Parmi les dernières saillies du gargantuesque bêtisier de Fox News, deux ont particulièrement attiré l’attention : les soi-disant « No-go zones », en France (1), et, summum de la contre-information, « le camp terroriste » de Maata Moulana, en Mauritanie (2). Si l’on y retrouve, bétonnées, les affinités de nature de la célèbre chaîne populiste avec les « néocons » – une appellation assez bizarre en ce que ceux-ci n’ont jamais cessé d’être ce qu’ils sont, depuis toujours et tenacement – ce n’est pas seulement le réglage de ces tympanesques buccins préélectoraux qui dérange. Certes, on comprend qu’il parût impératif, à ces si fins stratèges politiciens – mais si peu politiques, hélas ! – de frapper les esprits, formater leur clientèle aux slogans sécuritaires qui obnubileront la prochaine campagne présidentielle. Flash-back sur une marche à deux temps et, probablement, trois mouvements.

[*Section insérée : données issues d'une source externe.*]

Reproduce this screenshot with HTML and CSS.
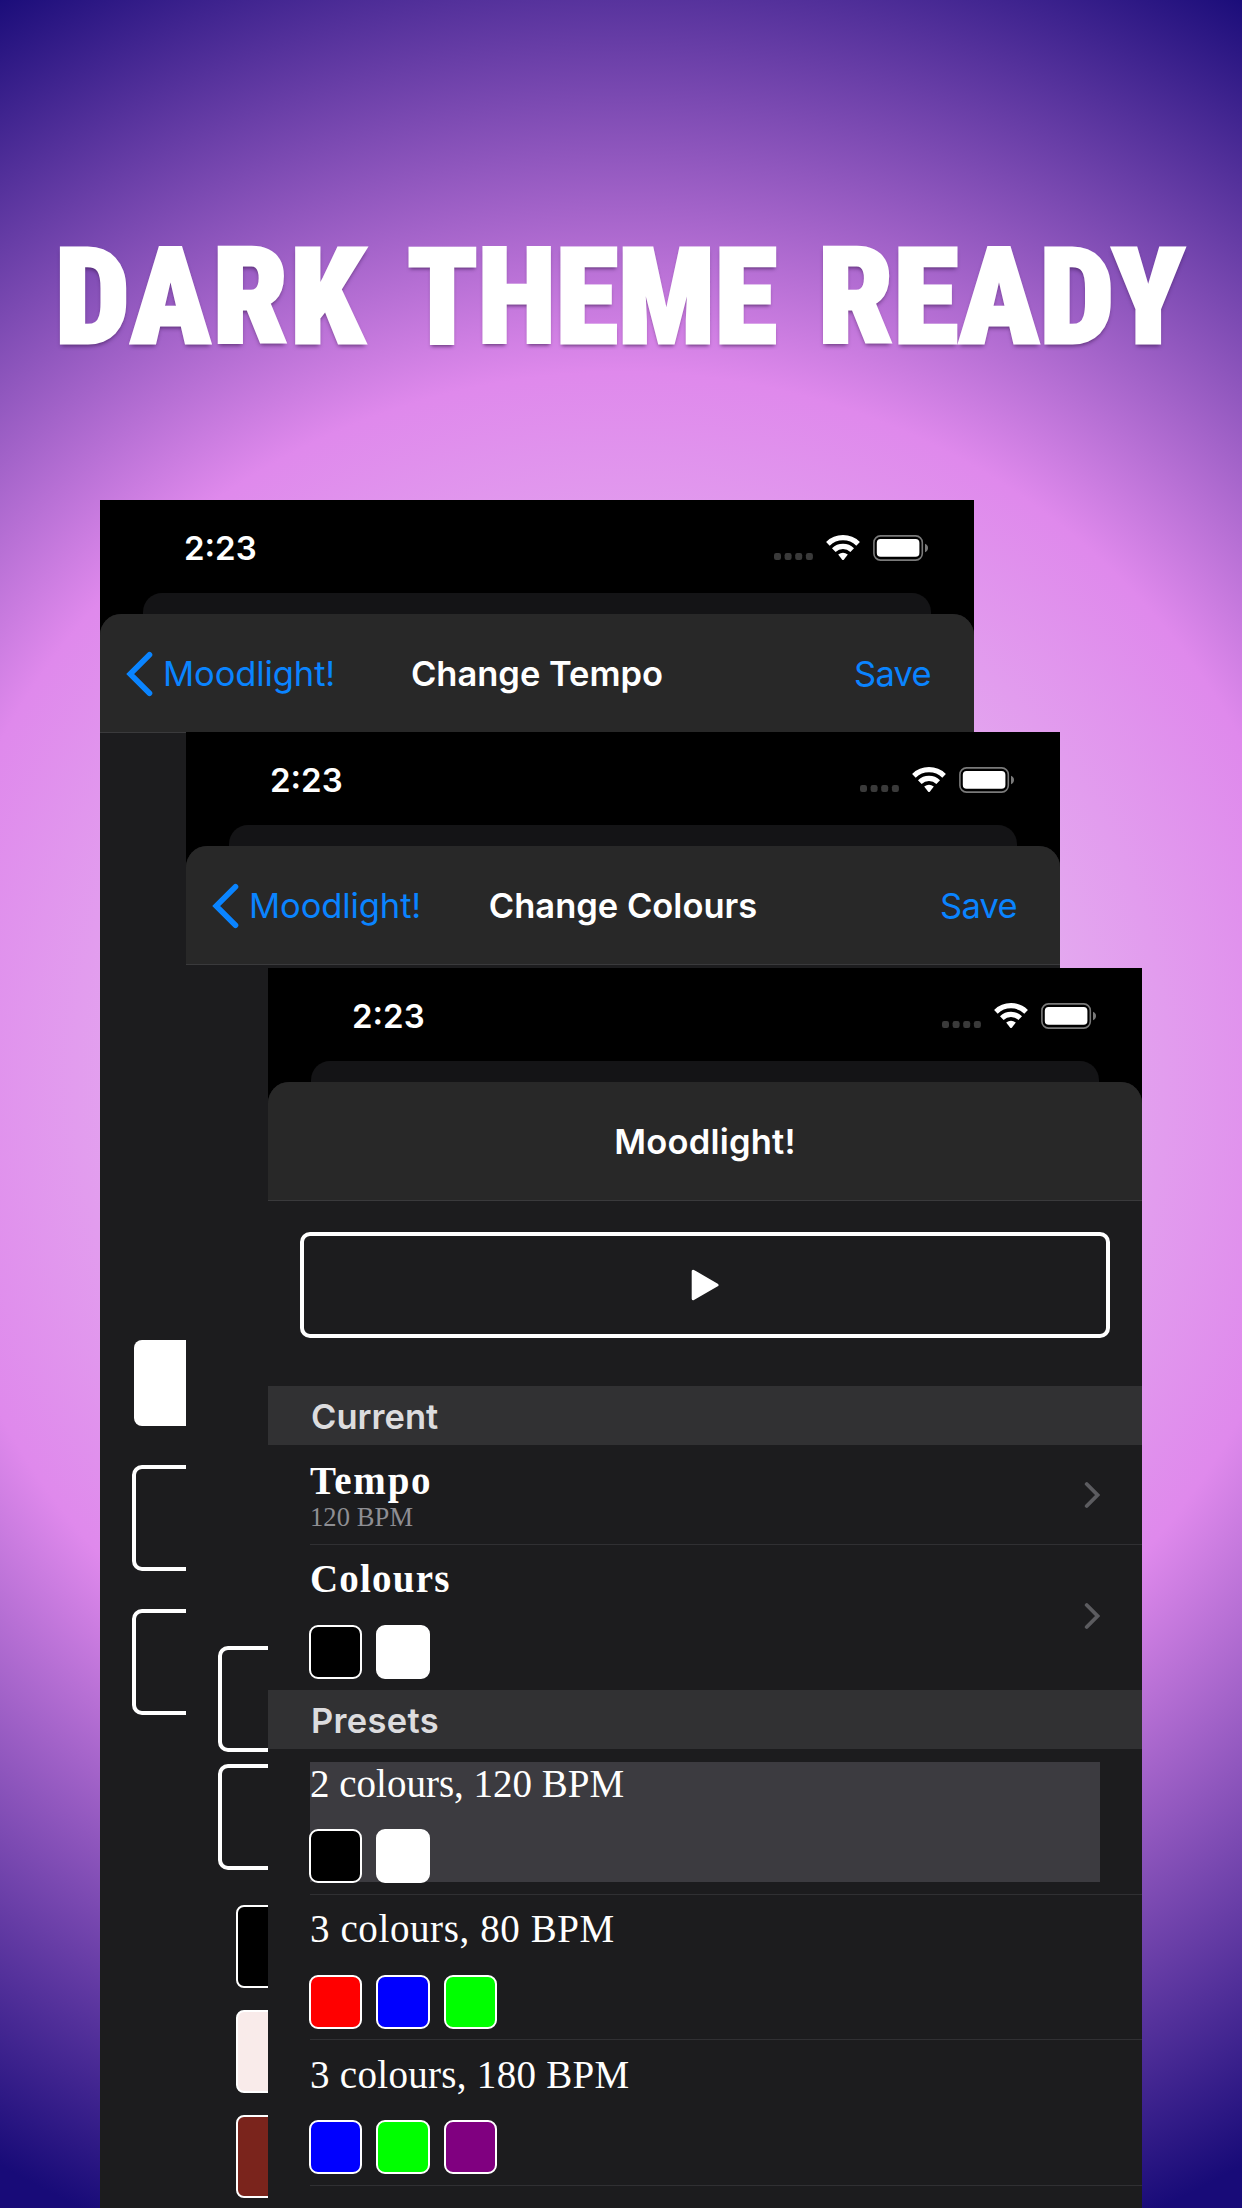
FILE: index.html
```
<!DOCTYPE html>
<html lang="en">
<head>
<meta charset="utf-8">
<title>Moodlight!</title>
<link rel="stylesheet" href="styles.css">
</head>
<body>
<svg class="defs" aria-hidden="true">
  <symbol id="status" viewBox="0 0 104 28">
    <g fill="#3a3a3a">
      <rect x="0" y="18" width="7" height="7" rx="2.2"/>
      <rect x="10.6" y="18" width="7" height="7" rx="2.2"/>
      <rect x="21.2" y="18" width="7" height="7" rx="2.2"/>
      <rect x="31.9" y="18" width="7" height="7" rx="2.2"/>
    </g>
  </symbol>
  <symbol id="wifi" viewBox="0 0 34 26">
    <g fill="none" stroke="#fff" stroke-width="5.2">
      <path d="M1.9 8.8a21.8 21.8 0 0 1 30.2 0"/>
      <path d="M7.8 15.1a13.2 13.2 0 0 1 18.4 0"/>
    </g>
    <path fill="#fff" d="M12.2 19.6Q17 15.8 21.8 19.6L18 24.4Q17 25.4 16 24.4Z"/>
  </symbol>
  <symbol id="battery" viewBox="0 0 56 26">
    <rect x=".9" y=".9" width="48.4" height="24.2" rx="6.6" fill="none" stroke="#7a7a7a" stroke-width="1.6"/>
    <rect x="3.8" y="4" width="42.6" height="17.8" rx="3.8" fill="#fff"/>
    <path fill="#7a7a7a" d="M52 8.8q3 1.3 3 4.2t-3 4.2z"/>
  </symbol>
  <symbol id="back" viewBox="0 0 28 46">
    <path d="M23.5 3.7 4.2 23l19.3 19.3" fill="none" stroke="#0a84ff" stroke-width="5.6" stroke-linecap="round" stroke-linejoin="miter"/>
  </symbol>
  <symbol id="more" viewBox="0 0 16 28">
    <path d="M2.7 3 13.6 14 2.7 25" fill="none" stroke="#5c5c60" stroke-width="3.8" stroke-linecap="round" stroke-linejoin="miter"/>
  </symbol>
</svg>

<main class="poster">
  <h1 class="headline"><span class="w1">DARK</span><span class="w2">THEME</span><span class="w3">READY</span></h1>

  <section class="screen tempo">
    <div class="statusbar"><span class="time">2:23</span><svg class="dots"><use href="#status"/></svg><svg class="wifi"><use href="#wifi"/></svg><svg class="battery"><use href="#battery"/></svg></div>
    <div class="behind"></div>
    <div class="sheet">
      <header class="nav"><a class="back"><svg><use href="#back"/></svg><span>Moodlight!</span></a><span class="title">Change Tempo</span><a class="save">Save</a></header>
      <div class="controls">
        <div class="field"></div>
        <div class="button"></div>
        <div class="button"></div>
      </div>
    </div>
  </section>

  <section class="screen colours">
    <div class="statusbar"><span class="time">2:23</span><svg class="dots"><use href="#status"/></svg><svg class="wifi"><use href="#wifi"/></svg><svg class="battery"><use href="#battery"/></svg></div>
    <div class="behind"></div>
    <div class="sheet">
      <header class="nav"><a class="back"><svg><use href="#back"/></svg><span>Moodlight!</span></a><span class="title">Change Colours</span><a class="save">Save</a></header>
      <div class="controls">
        <div class="button"></div>
        <div class="button"></div>
        <div class="well black"></div>
        <div class="well blush"></div>
        <div class="well brick"></div>
      </div>
    </div>
  </section>

  <section class="screen home">
    <div class="statusbar"><span class="time">2:23</span><svg class="dots"><use href="#status"/></svg><svg class="wifi"><use href="#wifi"/></svg><svg class="battery"><use href="#battery"/></svg></div>
    <div class="behind"></div>
    <div class="sheet">
      <header class="nav"><span class="title wide">Moodlight!</span></header>
      <div class="button play"><svg viewBox="0 0 28 32"><path d="M2.2 2.2v27.6L26 16z" fill="#fff" stroke="#fff" stroke-width="3" stroke-linejoin="round"/></svg></div>
      <h2 class="group">Current</h2>
      <div class="row current">
        <div>
          <div class="name t">Tempo</div>
          <div class="detail">120 BPM</div>
        </div>
        <svg class="more"><use href="#more"/></svg>
      </div>
      <div class="row current second">
        <div>
          <div class="name c">Colours</div>
          <div class="swatches"><i class="black"></i><i class="white"></i></div>
        </div>
        <svg class="more"><use href="#more"/></svg>
      </div>
      <h2 class="group presets">Presets</h2>
      <div class="row preset"><div class="cell selected">
        <div class="label">2 colours, 120 BPM</div>
        <div class="swatches"><i class="black"></i><i class="white"></i></div>
      </div></div>
      <div class="row preset"><div class="cell">
        <div class="label l80">3 colours, 80 BPM</div>
        <div class="swatches"><i class="red"></i><i class="blue"></i><i class="green"></i></div>
      </div></div>
      <div class="row preset"><div class="cell">
        <div class="label l180">3 colours, 180 BPM</div>
        <div class="swatches"><i class="blue"></i><i class="green"></i><i class="purple"></i></div>
      </div></div>
    </div>
  </section>
</main>
</body>
</html>
```
FILE: styles.css
```
* { box-sizing: border-box; }
body { margin: 0; font-family: Inter, "Liberation Sans", sans-serif; }
.defs { display: none; }

.poster {
  position: relative;
  width: 1242px;
  height: 2208px;
  overflow: hidden;
  background: radial-gradient(circle at 621px 1078px, #ecdef5 0, #df89ec 706px, #180b78 1252px);
}

.headline {
  margin: 0;
  padding: 220px 0 0 55px;
  display: flex;
  font: 900 condensed 133px/155px Roboto, sans-serif;
  color: #fff;
  -webkit-text-stroke: 3px #fff;
  text-shadow: 0 3px 4px rgba(40, 10, 60, .6);
  white-space: nowrap;
}
.w1 { width: 352px; letter-spacing: 2px; }
.w2 { width: 411px; transform: scaleX(.96); transform-origin: left; }
.w3 { letter-spacing: .2px; }

/* Overlapping device screens */
.screen { position: absolute; width: 874px; height: 1720px; background: #000; }
.tempo { left: 100px; top: 500px; }
.colours { left: 186px; top: 732px; }
.home { left: 268px; top: 968px; }

.statusbar { height: 93px; padding: 35px 45px 0 84px; display: flex; align-items: flex-start; }
.time { margin-right: auto; padding-top: 1px; font-weight: 600; font-size: 33px; line-height: 25px; color: #fff; }
.dots { width: 104px; height: 28px; margin-right: -52px; }
.wifi { width: 34px; height: 26px; margin-right: 13px; }
.battery { width: 56px; height: 26px; }

.behind { height: 21px; margin: 0 43px; background: #141416; border-radius: 19px 19px 0 0; }
.sheet { height: 1606px; background: #1c1c1e; border-radius: 21px 21px 0 0; overflow: hidden; }
.nav {
  height: 119px;
  padding: 1px 43px 0 26px;
  display: grid;
  grid-template-columns: 1fr auto 1fr;
  align-items: center;
  background: #282828;
  border-bottom: 1px solid #3a3a3c;
  font-size: 34.5px;
  line-height: 118px;
}
.title { grid-column: 2; font-weight: 600; color: #fff; margin-left: 17px; }
.title.wide { letter-spacing: .2px; }
.back { display: flex; align-items: center; gap: 9px; color: #0a84ff; letter-spacing: -.1px; }
.back svg { width: 28px; height: 46px; }
.save { justify-self: end; color: #0a84ff; letter-spacing: -.7px; }

.button { width: 810px; height: 106px; border: 4px solid #fff; border-radius: 10px; }
.tempo .controls { padding: 607px 32px 0; }
.field { width: 806px; height: 86px; margin: 0 0 39px 2px; border-radius: 8px; background: #fff; }
.tempo .button + .button { margin-top: 38px; }
.colours .controls { padding: 681px 32px 0; }
.colours .button + .button { margin-top: 12px; }
.well { width: 774px; height: 83px; margin: 0 0 22px 18px; border: 2px solid #fff; border-radius: 8px; }
.button + .well { margin-top: 35px; }

.play { margin: 31px 32px 48px; display: flex; align-items: center; justify-content: center; }
.play svg { width: 28px; height: 32px; }

.group {
  margin: 0;
  height: 59px;
  padding: 1px 0 0 43px;
  background: #313133;
  color: #dcdcde;
  font-size: 34.5px;
  font-weight: 600;
  line-height: 59px;
}
.presets { letter-spacing: .3px; }

.row { margin-left: 42px; font-family: "Liberation Serif", serif; color: #fff; border-bottom: 1px solid #303033; }
.current { height: 100px; padding: 13px 42px 0 0; display: flex; justify-content: space-between; }
.second { height: 145px; padding-top: 11px; border-bottom: 0; }
.name { font-size: 39px; line-height: 46px; font-weight: 700; }
.name.t { letter-spacing: 1.8px; }
.name.c { letter-spacing: 1.2px; }
.detail { font-size: 26.5px; line-height: 26px; letter-spacing: .1px; color: #8e8e93; }
.more { width: 16px; height: 28px; margin-top: 23px; }
.second .more { margin-top: 46px; }

.preset { height: 145.7px; padding: 12.7px 42px 0 0; }
.cell { height: 120px; }
.selected { background: #3c3b40; }
.label { font-size: 39px; line-height: 44px; letter-spacing: 0; }
.l80 { letter-spacing: .6px; }
.l180 { letter-spacing: .3px; }

.swatches { display: flex; gap: 14px; margin: 22.6px 0 0 -1px; }
.preset .swatches { margin-top: 23.2px; }
.swatches i { width: 53.4px; height: 54px; border: 2px solid #fff; border-radius: 9px; }
.black { background: #000; }
.white { background: #fff; }
.red { background: #f00; }
.blue { background: #00f; }
.green { background: #0f0; }
.purple { background: #800080; }
.blush { background: #f9ebea; }
.brick { background: #7a241c; }
```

Pourquoi pas, vomit leur obtus brainstorming, nourrir le phantasme de zones islamiques de non-droit – hâtive strangulation sémantique chargé de poser une prétendue incompatibilité de principe entre l’Islam et l’Occident (3) – sur le dos lointain des frenchies mangeurs de grenouilles ? Of course, messieurs Bush et consorts ! D’autant plus que calomnier une zone, ce n’est, tout de même pas, calomnier les gens. Seulement, voilà : si la consommation de grenouilles attise bien le sautillement de l’esprit, « Le Petit Journal » (4) s’est chargé de rappeler, à nos néo-lourdingues friands de chiens chauds, que cela n’entame, en rien, le mordant de ses crocs. Au contraire.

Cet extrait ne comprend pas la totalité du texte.